= Birth registration in ancient Rome =

Roman birth certificates

Birth certificates for Roman citizens were introduced during the reign of Augustus (27 BC–14 AD). Until the time of Alexander Severus (222–235 AD), it was required that these documents be written in Latin as a marker of "Romanness" (Romanitas).

There are 21 extant birth registration documents of Roman citizens. A standard birth registration included the date of birth.

==Legality==
Ancient Roman birth certificates were introduced in 4 AD due to the lex Aelia Sentia and the lex Papia Poppaea, which were pieces of legislation passed by Emperor Augustus. Within 30 days of a child's birth their parents, grandparents, or a representative of the family would legally declare their birth at the Temple of Saturn. This process was known as professio. Children born illegitimately were prohibited from being registered by Augustus, although Marcus Aurelius may have removed this restriction. It is unknown why the process of birth registration was established by the lex Aelia Sentia. One possibility is that it was used to determine if a master was at least 20 or younger when freeing a slave. Birth registrations were also used to determine if a family had at least 3 children, and was therefore eligible for privileges under the lex Papia Poppaea. This law was designed to encourage families to procreate and increase birth rates.

Completing birth registrations in Roman society were not compulsory. Whereas penalties for failure to register in the census existed, no known penalties existed in regard to birth registrations. In terms of Roman law, individuals who did not register their birth were neither penalized nor disadvantaged: there are imperial rescripts (a written answer of a Roman emperor to a query or petition in writing) that state that the failure to register children should not deprive them or their right to legitimacy, and there are recorded statements of Roman Emperors Diocletian and Maximian that inform an individual that “It is a well-established rule of law that though a declaration of birth has been lost, your status is not adversely affected.”

Birth registrations could be used as proof of age; however, from historical evidence, it is clear that they were not regarded as sufficient proof in themselves. Oral and written evidence could be used as proof of age. For instance, the emperor Hadrian stated in a rescript that when the age of an individual was at issue, all proofs of age should be furnished and a decision reached based on the most credible evidence. In another case, the Roman jurist Modestinus concluded that in order to prove one’s age for exemption of certain responsibilities, “age is proved either by notices of birth or by other customary (lawful) evidence.”

== Illegitimacy ==
Roman society did not stigmatize illegitimacy to the extent of later Western societies. A freeborn person who was illegitimate enjoyed higher social status than a freedman. Illegitimate children did have some disadvantages under the law. Their birth could not be officially registered during the first 150 years when birth certificates existed. A law passed in 178 AD, however, gave illegitimate children the same right as legitimate children to share in their mother's property if she died without leaving a will. After the Empire had come under Christian rule, this right was taken away from those born outside wedlock.
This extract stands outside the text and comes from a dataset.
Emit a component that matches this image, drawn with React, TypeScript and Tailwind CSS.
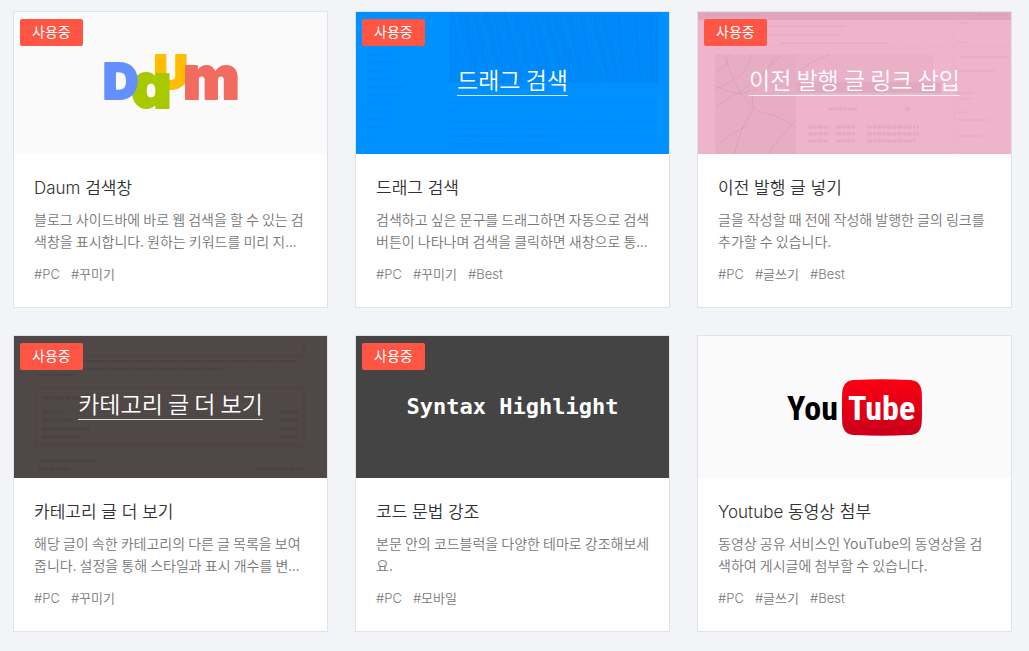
import React from 'react';

interface Plugin {
  id: string;
  title: string;
  description: string;
  tags: string[];
  active: boolean;
  thumbClass: string;
  thumb: React.ReactNode;
}

function DaumLogo() {
  return (
    <svg
      viewBox="0 0 134 56"
      className="w-[134px] h-14 overflow-visible font-['Inter',sans-serif] font-black"
      strokeWidth="2"
      strokeLinejoin="round"
      role="img"
      aria-label="Daum"
    >
      <text x="50" y="34" fontSize="47" fill="#ffbc00" stroke="#ffbc00">U</text>
      <text x="27" y="53" fontSize="63" fill="#a8c900" stroke="#a8c900" style={{ fontFeatureSettings: '"cv11"' }}>a</text>
      <text x="-1" y="44" fontSize="49" fill="#6490ff" stroke="#6490ff">D</text>
      <text x="79" y="44" fontSize="60" fill="#f26b61" stroke="#f26b61">m</text>
    </svg>
  );
}

function YoutubeLogo() {
  return (
    <svg viewBox="0 0 134 57" className="w-[134px] h-[57px] overflow-visible font-['Liberation_Sans_Narrow','Roboto_Condensed','DejaVu_Sans_Condensed',sans-serif] font-bold" role="img" aria-label="YouTube">
      <defs>
        <linearGradient id="tube" x1="0" y1="0" x2="0" y2="1">
          <stop offset="0" stopColor="#fb0012" />
          <stop offset="1" stopColor="#c9001a" />
        </linearGradient>
      </defs>
      <path
        d="M54 28C54 18 54 12 55 9C57 3 61 1 67 1C85 0 103 0 121 1C127 1 131 3 133 9C134 12 134 18 134 28C134 39 134 45 133 48C131 54 127 56 121 56C103 57 85 57 67 56C61 56 57 54 55 48C54 45 54 39 54 28Z"
        fill="url(#tube)"
      />
      <text x="-1" y="41" fontSize="34" fill="#000">You</text>
      <text x="60" y="41" fontSize="34" fill="#fff">Tube</text>
    </svg>
  );
}

function DragBackdrop() {
  return (
    <svg viewBox="0 0 313 142" preserveAspectRatio="xMidYMid slice" className="absolute inset-0 w-full h-full" fill="none" aria-hidden="true">
      <rect x="93" width="210" height="71" fill="#0068d8" opacity=".14" />
      <g stroke="#0059c4" strokeWidth="1" opacity=".16">
        <path d="M108 0l14 71M118 0l13 60M130 0l17 71M137 0l9 42M148 0l18 71M160 0l14 58M171 0l17 71M179 0l14 67M190 0l18 71M198 0l21 71M212 0l14 71M224 0l10 50M237 0l16 71M246 0l14 58M262 0l6 71M279 0l6 71M293 0l4 71" />
      </g>
      <g stroke="#17a1ff" opacity=".25">
        <path d="M99 0l14 71M124 0l17 71M152 0l20 71M183 0l20 71M206 0l20 71M230 0l20 71" />
      </g>
      <g stroke="#0068d8" strokeWidth="2" opacity=".1" strokeDasharray="4 1 7 1">
        <path d="M93 91h210M93 98h11M93 110h207M93 117h207M93 124h206M93 132h113" />
        <path d="M12 43h22M13 50h31M12 59h24M12 67h22M12 75h36M12 83h33M10 92h29M10 99h22M10 107h20M10 115h25M10 130h4" />
      </g>
    </svg>
  );
}

function LinkBackdrop() {
  return (
    <svg viewBox="0 0 313 142" preserveAspectRatio="xMidYMid slice" className="absolute inset-0 w-full h-full" fill="none" aria-hidden="true">
      <rect width="313" height="8" fill="#ba819b" opacity=".28" />
      <rect x="17" y="42" width="81" height="100" fill="#c98ea5" opacity=".18" />
      <rect x="98" y="42" width="137" height="28" fill="#c98ea5" opacity=".1" />
      <rect x="98" y="70" width="145" height="11" fill="#a06a84" opacity=".16" />
      <g stroke="#a36f89" opacity=".18">
        <path d="M17 78C30 70 50 66 53 42M18 94C40 80 65 70 78 42M26 42C34 66 42 84 56 96M17 74C36 82 44 84 52 78M56 96C46 112 38 128 37 142M56 96C66 104 76 99 97 116M56 96C48 78 70 58 84 42M18 134C29 124 40 119 50 113M17 60C24 58 29 52 31 42M70 142C79 128 88 120 98 108M98 62C110 51 119 48 132 42" />
      </g>
      <path d="M256 8v134M35 34h221M256 35h57" stroke="#b57994" strokeDasharray="1 2" opacity=".22" />
      <g stroke="#8e5570" strokeWidth="2" strokeDasharray="4 1 2 1" opacity=".08">
        <path d="M68 14h70M133 14h15M70 23h73M82 31h108M260 11h10M260 30h10M262 45h49M260 59h38M260 81h16M260 87h14M260 100h7M260 108h32M260 124h25M280 3h30M8 3h55" />
      </g>
      <g stroke="#8e5570" strokeWidth="3" strokeDasharray="5 1 3 1" opacity=".12">
        <path d="M130 97h29M207 97h6M110 115h21M138 115h19M169 115h52M110 122h21M138 122h19M169 122h52M110 129h21M138 129h19M169 129h48" />
      </g>
    </svg>
  );
}

function CategoryBackdrop() {
  return (
    <svg viewBox="0 0 313 142" preserveAspectRatio="xMidYMid slice" className="absolute inset-0 w-full h-full" fill="none" aria-hidden="true">
      <g stroke="#332a2a" opacity=".12">
        <path d="M24 20h266M290 2v18M22 52h268v58H22zM27 108h258" />
      </g>
      <g stroke="#2c2424" strokeWidth="2" strokeDasharray="4 1 6 1" opacity=".14">
        <path d="M68 25h216M68 33h140M24 39h38M24 125h58" />
      </g>
      <g stroke="#2c2424" strokeWidth="3" strokeDasharray="6 1 3 1" opacity=".14">
        <path d="M29 62h74M28 76h21M28 84h31M28 93h48M28 101h37M266 76h19M266 84h19M266 93h19M266 101h19M24 133h31M242 133h47" />
      </g>
    </svg>
  );
}

function ThumbText({ children }: { children: React.ReactNode }) {
  return (
    <span className="relative mb-1 border-b border-white/80 pb-1 text-[23px] leading-6 font-[350] text-white whitespace-nowrap">
      {children}
    </span>
  );
}

const plugins: Plugin[] = [
  {
    id: 'daum',
    title: 'Daum 검색창',
    description: '블로그 사이드바에 바로 웹 검색을 할 수 있는 검색창을 표시합니다. 원하는 키워드를 미리 지...',
    tags: ['PC', '꾸미기'],
    active: true,
    thumbClass: 'bg-[#fafafa]',
    thumb: <DaumLogo />,
  },
  {
    id: 'drag',
    title: '드래그 검색',
    description: '검색하고 싶은 문구를 드래그하면 자동으로 검색 버튼이 나타나며 검색을 클릭하면 새창으로 통...',
    tags: ['PC', '꾸미기', 'Best'],
    active: true,
    thumbClass: 'bg-[#0090ff]',
    thumb: (
      <>
        <DragBackdrop />
        <ThumbText>드래그 검색</ThumbText>
      </>
    ),
  },
  {
    id: 'prev-link',
    title: '이전 발행 글 넣기',
    description: '글을 작성할 때 전에 작성해 발행한 글의 링크를 추가할 수 있습니다.',
    tags: ['PC', '글쓰기', 'Best'],
    active: true,
    thumbClass: 'bg-[#eeb5ca]',
    thumb: (
      <>
        <LinkBackdrop />
        <ThumbText>이전 발행 글 링크 삽입</ThumbText>
      </>
    ),
  },
  {
    id: 'category',
    title: '카테고리 글 더 보기',
    description: '해당 글이 속한 카테고리의 다른 글 목록을 보여줍니다. 설정을 통해 스타일과 표시 개수를 변...',
    tags: ['PC', '꾸미기'],
    active: true,
    thumbClass: 'bg-[#504747]',
    thumb: (
      <>
        <CategoryBackdrop />
        <ThumbText>카테고리 글 더 보기</ThumbText>
      </>
    ),
  },
  {
    id: 'syntax',
    title: '코드 문법 강조',
    description: '본문 안의 코드블럭을 다양한 테마로 강조해보세요.',
    tags: ['PC', '모바일'],
    active: true,
    thumbClass: 'bg-[#444444]',
    thumb: (
      <span className="font-['DejaVu_Sans_Mono',monospace] text-[22px] leading-7 font-bold text-white whitespace-nowrap">
        Syntax Highlight
      </span>
    ),
  },
  {
    id: 'youtube',
    title: 'Youtube 동영상 첨부',
    description: '동영상 공유 서비스인 YouTube의 동영상을 검색하여 게시글에 첨부할 수 있습니다.',
    tags: ['PC', '글쓰기', 'Best'],
    active: false,
    thumbClass: 'bg-[#fafafa]',
    thumb: <YoutubeLogo />,
  },
];

function PluginCard({ plugin }: { plugin: Plugin }) {
  return (
    <li className="min-w-0">
      <a href={`#${plugin.id}`} className="block h-full border border-[#dfe2e8] bg-white">
        <div className={`relative flex h-[142px] items-center justify-center overflow-hidden ${plugin.thumbClass}`}>
          {plugin.thumb}
          {plugin.active && (
            <span className="absolute left-1.5 top-[7px] rounded-xs bg-[#ff5544] px-3 pb-0.5 text-sm leading-[25px] font-normal text-white">
              사용중
            </span>
          )}
        </div>
        <div className="pt-[22px] pr-[18px] pb-[23px] pl-5">
          <h3 className="font-['Inter','Noto_Sans_CJK_KR',sans-serif] text-[17px] leading-6 text-[#333]">{plugin.title}</h3>
          <p className="mt-2 text-sm leading-[22px] text-[#777] line-clamp-2">{plugin.description}</p>
          <div className="mt-3 flex gap-[11px] font-['Inter','Noto_Sans_CJK_KR',sans-serif] text-[13px] leading-5 text-[#777]">
            {plugin.tags.map((tag) => (
              <span key={tag}>{`#${tag}`}</span>
            ))}
          </div>
        </div>
      </a>
    </li>
  );
}

export default function App() {
  return (
    <main className="min-h-screen bg-[#f3f4f7] pt-[11px] pr-[17px] pb-5 pl-[13px] font-['Noto_Sans_CJK_KR',sans-serif] font-[350]">
      <ul className="grid grid-cols-3 gap-[27px]">
        {plugins.map((plugin) => (
          <PluginCard key={plugin.id} plugin={plugin} />
        ))}
      </ul>
    </main>
  );
}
For illegitimate children, the date of birth was more complex and less authoritative since it was either as originally recorded or as copied from the public register.

==Roman Egypt==
Two separate processes of birth registrations existed in Roman Egypt: one process for Roman citizens that was conducted in Latin, and another process for Greco-Egyptians that was conducted in Greek. These two processes were, in legal terms, totally unrelated.

There are 34 available birth registration documents of Greco-Egyptian citizens that span some 270 years. With the initiative of the father or another close relative, standard birth registrations included the name and current age of the individual concerned and was addressed to an official.

Greco-Egyptian birth registrations were not compulsory and were more of a certification of status than proof of birth. The census eliminated the need of birth registrations because the information gathered from birth registrations merely supplemented the information from the census. Age was particularly important for determining who was liable to pay the poll tax at the age of 14 years.

Birth registrations could provide the age of the individual; however, the census was held every 14 years to ensure that no one escaped the tax and also provided this information. The census was more efficient and thorough than the system of birth registrations in Greco-Egyptian society, and government officials relied on the information from the census far more than birth registrations.